TASK REQUIREMENTS
Write the material out again in full, word for word. Do not include the pictures.
□ □ □
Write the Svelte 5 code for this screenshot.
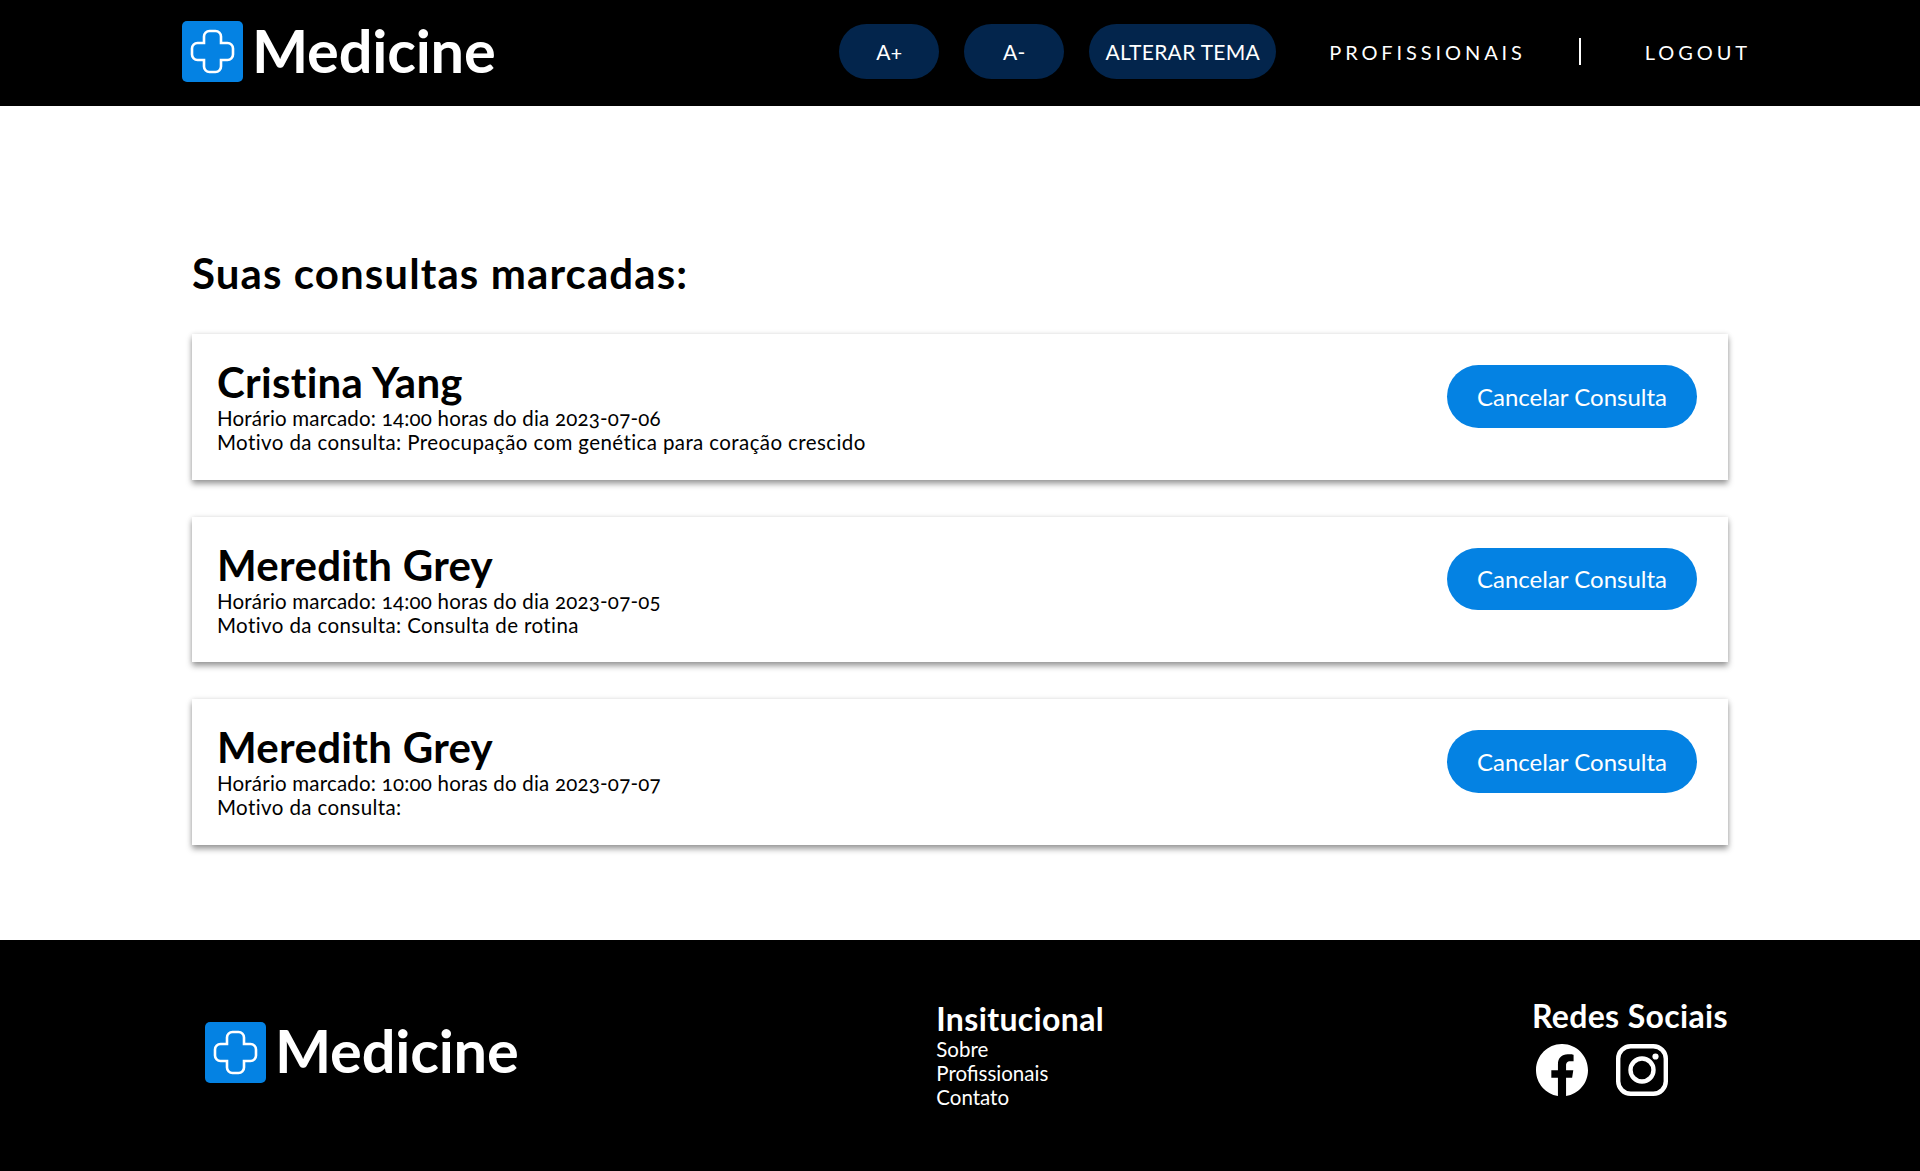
<script>
  const consultas = [
    { nome: 'Cristina Yang', horario: '14:00', dia: '2023-07-06', motivo: 'Preocupação com genética para coração crescido' },
    { nome: 'Meredith Grey', horario: '14:00', dia: '2023-07-05', motivo: 'Consulta de rotina' },
    { nome: 'Meredith Grey', horario: '10:00', dia: '2023-07-07', motivo: '' }
  ];
  const cross = 'M22 15.5a5.5 5.5 0 0 1 5.5-5.5h6a5.5 5.5 0 0 1 5.5 5.5v6.5h6.500a5.500 5.500 0 0 1 5.500 5.500v6a5.500 5.500 0 0 1-5.500 5.500H39v6.500a5.500 5.500 0 0 1-5.500 5.500h-6a5.500 5.500 0 0 1-5.500-5.500V39h-6.500a5.500 5.500 0 0 1-5.500-5.500v-6a5.500 5.500 0 0 1 5.500-5.500H22z';
</script>

{#snippet logo()}
  <div class="logo">
    <svg class="mark" viewBox="0 0 61 61" aria-hidden="true">
      <rect width="61" height="61" rx="5" fill="#0482e3" />
      <path d={cross} fill="none" stroke="#fff" stroke-width="2.6" />
    </svg>
    <span class="word">Medicine</span>
  </div>
{/snippet}

<div class="page">
  <header class="top">
    {@render logo()}
    <nav class="nav">
      <button class="pill small">A+</button>
      <button class="pill small">A-</button>
      <button class="pill theme">ALTERAR TEMA</button>
      <span class="link prof">PROFISSIONAIS</span>
      <span class="divider"></span>
      <span class="link">LOGOUT</span>
    </nav>
  </header>

  <main class="content">
    <h2>Suas consultas marcadas:</h2>
    <div class="list">
      {#each consultas as c}
        <article class="card">
          <div class="info">
            <h3>{c.nome}</h3>
            <p class="when">Horário marcado: {c.horario} horas do dia {c.dia}</p>
            <p class="why">Motivo da consulta: {c.motivo}</p>
          </div>
          <button class="cancel">Cancelar Consulta</button>
        </article>
      {/each}
    </div>
  </main>

  <footer class="bottom">
    {@render logo()}
    <div class="inst">
      <h4>Insitucional</h4>
      <span>Sobre</span>
      <span>Profissionais</span>
      <span>Contato</span>
    </div>
    <div class="social">
      <h4>Redes Sociais</h4>
      <div class="icons">
        <svg class="si" viewBox="0 0 16 16" fill="#fff" aria-hidden="true">
          <path d="M16 8.049c0-4.446-3.582-8.05-8-8.05C3.58 0-.002 3.603-.002 8.05c0 4.017 2.926 7.347 6.75 7.951v-5.625h-2.03V8.05H6.75V6.275c0-2.017 1.195-3.131 3.022-3.131.876 0 1.791.157 1.791.157v1.98h-1.009c-.993 0-1.303.621-1.303 1.258v1.51h2.218l-.354 2.326H9.25V16c3.824-.604 6.75-3.934 6.75-7.951" />
        </svg>
        <svg class="si" viewBox="0 0 52 52" fill="none" stroke="#fff" aria-hidden="true">
          <rect x="2.200" y="2.200" width="47.600" height="47.600" rx="12.500" stroke-width="4.400" />
          <circle cx="26" cy="26" r="11.500" stroke-width="4.400" />
          <circle cx="39.500" cy="12.500" r="3.100" fill="#fff" stroke="none" />
        </svg>
      </div>
    </div>
  </footer>
</div>

<style>
  :global(body) {
    margin: 0;
    background: #fff;
  }
  .page {
    font-family: Lato, "Open Sans", sans-serif;
    color: #000;
    min-height: 1171px;
    display: flex;
    flex-direction: column;
    font-variant-numeric: oldstyle-nums;
  }
  .top {
    height: 106px;
    box-sizing: border-box;
    background: #000;
    display: flex;
    align-items: center;
    padding: 0 169px 3px 182px;
    justify-content: space-between;
  }
  .logo {
    display: flex;
    align-items: center;
    gap: 9px;
  }
  .mark {
    width: 61px;
    height: 61px;
    display: block;
    flex: none;
  }
  .word {
    color: #fff;
    font-size: 59.500px;
    font-weight: 700;
    line-height: 62px;
    letter-spacing: -0.2px;
    margin-bottom: 3px;
  }
  .bottom .word {
    margin-bottom: 5px;
  }
  .nav {
    display: flex;
    align-items: center;
    color: #fff;
  }
  .pill {
    height: 55px;
    border: none;
    border-radius: 28px;
    background: #03254c;
    color: #fff;
    font: inherit;
    font-size: 21px;
    letter-spacing: 0.3px;
    padding: 0;
    margin-right: 25px;
  }
  .small {
    width: 100px;
  }
  .theme {
    width: 187px;
    margin-right: 53px;
    white-space: nowrap;
  }
  .link {
    font-size: 20px;
    letter-spacing: 3.900px;
  }
  .divider {
    width: 2px;
    height: 27px;
    background: #fff;
    margin: 0 64px 0 53px;
  }
  .content {
    flex: 1;
    padding: 0 192px;
  }
  h2 {
    margin: 143px 0 0;
    font-size: 42px;
    line-height: 48px;
    font-weight: 700;
    letter-spacing: 1.100px;
  }
  .list {
    margin-top: 37px;
    display: flex;
    flex-direction: column;
    gap: 37px;
  }
  .card {
    height: 145.500px;
    box-sizing: border-box;
    padding: 25px 31px 0 25px;
    display: flex;
    justify-content: space-between;
    align-items: flex-start;
    box-shadow: 0 4px 6px rgba(0, 0, 0, 0.38), 0 0 5px rgba(0, 0, 0, 0.1);
    background: #fff;
  }
  h3 {
    margin: 0;
    font-size: 42px;
    line-height: 47px;
    font-weight: 700;
    letter-spacing: 0.300px;
  }
  .info p {
    margin: 0;
    font-size: 20.500px;
    line-height: 24px;
  }
  .when {
    letter-spacing: 0.200px;
  }
  .why {
    letter-spacing: 0.400px;
  }
  .cancel {
    width: 250px;
    height: 62.500px;
    margin-top: 6px;
    border: none;
    border-radius: 32px;
    background: #0482e3;
    color: #fff;
    font: inherit;
    font-size: 24px;
  }
  .bottom {
    height: 231px;
    background: #000;
    color: #fff;
    display: flex;
    padding: 0 192px 0 205px;
    justify-content: space-between;
    align-items: center;
  }
  .bottom .logo {
    margin-bottom: 6px;
  }
  .inst {
    display: flex;
    flex-direction: column;
    font-size: 20.500px;
    line-height: 24px;
    margin-right: 10px;
    margin-top: 8px;
    margin-bottom: 9px;
  }
  h4 {
    margin: 0;
    font-size: 32px;
    line-height: 36px;
    font-weight: 700;
    letter-spacing: 0.350px;
  }
  .social {
    margin-bottom: 18px;
  }
  .icons {
    display: flex;
    gap: 28px;
    margin: 10px 0 0 4px;
  }
  .si {
    width: 52px;
    height: 52px;
    display: block;
  }
</style>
□ □ □
REPLY TO THE EXERCISE
Write the Svelte 5 code for this screenshot.
<script>
  const consultas = [
    { nome: 'Cristina Yang', horario: '14:00', dia: '2023-07-06', motivo: 'Preocupação com genética para coração crescido' },
    { nome: 'Meredith Grey', horario: '14:00', dia: '2023-07-05', motivo: 'Consulta de rotina' },
    { nome: 'Meredith Grey', horario: '10:00', dia: '2023-07-07', motivo: '' }
  ];
  const cross = 'M22 15.5a5.5 5.5 0 0 1 5.5-5.5h6a5.5 5.5 0 0 1 5.5 5.5v6.5h6.500a5.500 5.500 0 0 1 5.500 5.500v6a5.500 5.500 0 0 1-5.500 5.500H39v6.500a5.500 5.500 0 0 1-5.500 5.500h-6a5.500 5.500 0 0 1-5.500-5.500V39h-6.500a5.500 5.500 0 0 1-5.500-5.500v-6a5.500 5.500 0 0 1 5.500-5.500H22z';
</script>

{#snippet logo()}
  <div class="logo">
    <svg class="mark" viewBox="0 0 61 61" aria-hidden="true">
      <rect width="61" height="61" rx="5" fill="#0482e3" />
      <path d={cross} fill="none" stroke="#fff" stroke-width="2.6" />
    </svg>
    <span class="word">Medicine</span>
  </div>
{/snippet}

<div class="page">
  <header class="top">
    {@render logo()}
    <nav class="nav">
      <button class="pill small">A+</button>
      <button class="pill small">A-</button>
      <button class="pill theme">ALTERAR TEMA</button>
      <span class="link prof">PROFISSIONAIS</span>
      <span class="divider"></span>
      <span class="link">LOGOUT</span>
    </nav>
  </header>

  <main class="content">
    <h2>Suas consultas marcadas:</h2>
    <div class="list">
      {#each consultas as c}
        <article class="card">
          <div class="info">
            <h3>{c.nome}</h3>
            <p class="when">Horário marcado: {c.horario} horas do dia {c.dia}</p>
            <p class="why">Motivo da consulta: {c.motivo}</p>
          </div>
          <button class="cancel">Cancelar Consulta</button>
        </article>
      {/each}
    </div>
  </main>

  <footer class="bottom">
    {@render logo()}
    <div class="inst">
      <h4>Insitucional</h4>
      <span>Sobre</span>
      <span>Profissionais</span>
      <span>Contato</span>
    </div>
    <div class="social">
      <h4>Redes Sociais</h4>
      <div class="icons">
        <svg class="si" viewBox="0 0 16 16" fill="#fff" aria-hidden="true">
          <path d="M16 8.049c0-4.446-3.582-8.05-8-8.05C3.58 0-.002 3.603-.002 8.05c0 4.017 2.926 7.347 6.75 7.951v-5.625h-2.03V8.05H6.75V6.275c0-2.017 1.195-3.131 3.022-3.131.876 0 1.791.157 1.791.157v1.98h-1.009c-.993 0-1.303.621-1.303 1.258v1.51h2.218l-.354 2.326H9.25V16c3.824-.604 6.75-3.934 6.75-7.951" />
        </svg>
        <svg class="si" viewBox="0 0 52 52" fill="none" stroke="#fff" aria-hidden="true">
          <rect x="2.200" y="2.200" width="47.600" height="47.600" rx="12.500" stroke-width="4.400" />
          <circle cx="26" cy="26" r="11.500" stroke-width="4.400" />
          <circle cx="39.500" cy="12.500" r="3.100" fill="#fff" stroke="none" />
        </svg>
      </div>
    </div>
  </footer>
</div>

<style>
  :global(body) {
    margin: 0;
    background: #fff;
  }
  .page {
    font-family: Lato, "Open Sans", sans-serif;
    color: #000;
    min-height: 1171px;
    display: flex;
    flex-direction: column;
    font-variant-numeric: oldstyle-nums;
  }
  .top {
    height: 106px;
    box-sizing: border-box;
    background: #000;
    display: flex;
    align-items: center;
    padding: 0 169px 3px 182px;
    justify-content: space-between;
  }
  .logo {
    display: flex;
    align-items: center;
    gap: 9px;
  }
  .mark {
    width: 61px;
    height: 61px;
    display: block;
    flex: none;
  }
  .word {
    color: #fff;
    font-size: 59.500px;
    font-weight: 700;
    line-height: 62px;
    letter-spacing: -0.2px;
    margin-bottom: 3px;
  }
  .bottom .word {
    margin-bottom: 5px;
  }
  .nav {
    display: flex;
    align-items: center;
    color: #fff;
  }
  .pill {
    height: 55px;
    border: none;
    border-radius: 28px;
    background: #03254c;
    color: #fff;
    font: inherit;
    font-size: 21px;
    letter-spacing: 0.3px;
    padding: 0;
    margin-right: 25px;
  }
  .small {
    width: 100px;
  }
  .theme {
    width: 187px;
    margin-right: 53px;
    white-space: nowrap;
  }
  .link {
    font-size: 20px;
    letter-spacing: 3.900px;
  }
  .divider {
    width: 2px;
    height: 27px;
    background: #fff;
    margin: 0 64px 0 53px;
  }
  .content {
    flex: 1;
    padding: 0 192px;
  }
  h2 {
    margin: 143px 0 0;
    font-size: 42px;
    line-height: 48px;
    font-weight: 700;
    letter-spacing: 1.100px;
  }
  .list {
    margin-top: 37px;
    display: flex;
    flex-direction: column;
    gap: 37px;
  }
  .card {
    height: 145.500px;
    box-sizing: border-box;
    padding: 25px 31px 0 25px;
    display: flex;
    justify-content: space-between;
    align-items: flex-start;
    box-shadow: 0 4px 6px rgba(0, 0, 0, 0.38), 0 0 5px rgba(0, 0, 0, 0.1);
    background: #fff;
  }
  h3 {
    margin: 0;
    font-size: 42px;
    line-height: 47px;
    font-weight: 700;
    letter-spacing: 0.300px;
  }
  .info p {
    margin: 0;
    font-size: 20.500px;
    line-height: 24px;
  }
  .when {
    letter-spacing: 0.200px;
  }
  .why {
    letter-spacing: 0.400px;
  }
  .cancel {
    width: 250px;
    height: 62.500px;
    margin-top: 6px;
    border: none;
    border-radius: 32px;
    background: #0482e3;
    color: #fff;
    font: inherit;
    font-size: 24px;
  }
  .bottom {
    height: 231px;
    background: #000;
    color: #fff;
    display: flex;
    padding: 0 192px 0 205px;
    justify-content: space-between;
    align-items: center;
  }
  .bottom .logo {
    margin-bottom: 6px;
  }
  .inst {
    display: flex;
    flex-direction: column;
    font-size: 20.500px;
    line-height: 24px;
    margin-right: 10px;
    margin-top: 8px;
    margin-bottom: 9px;
  }
  h4 {
    margin: 0;
    font-size: 32px;
    line-height: 36px;
    font-weight: 700;
    letter-spacing: 0.350px;
  }
  .social {
    margin-bottom: 18px;
  }
  .icons {
    display: flex;
    gap: 28px;
    margin: 10px 0 0 4px;
  }
  .si {
    width: 52px;
    height: 52px;
    display: block;
  }
</style>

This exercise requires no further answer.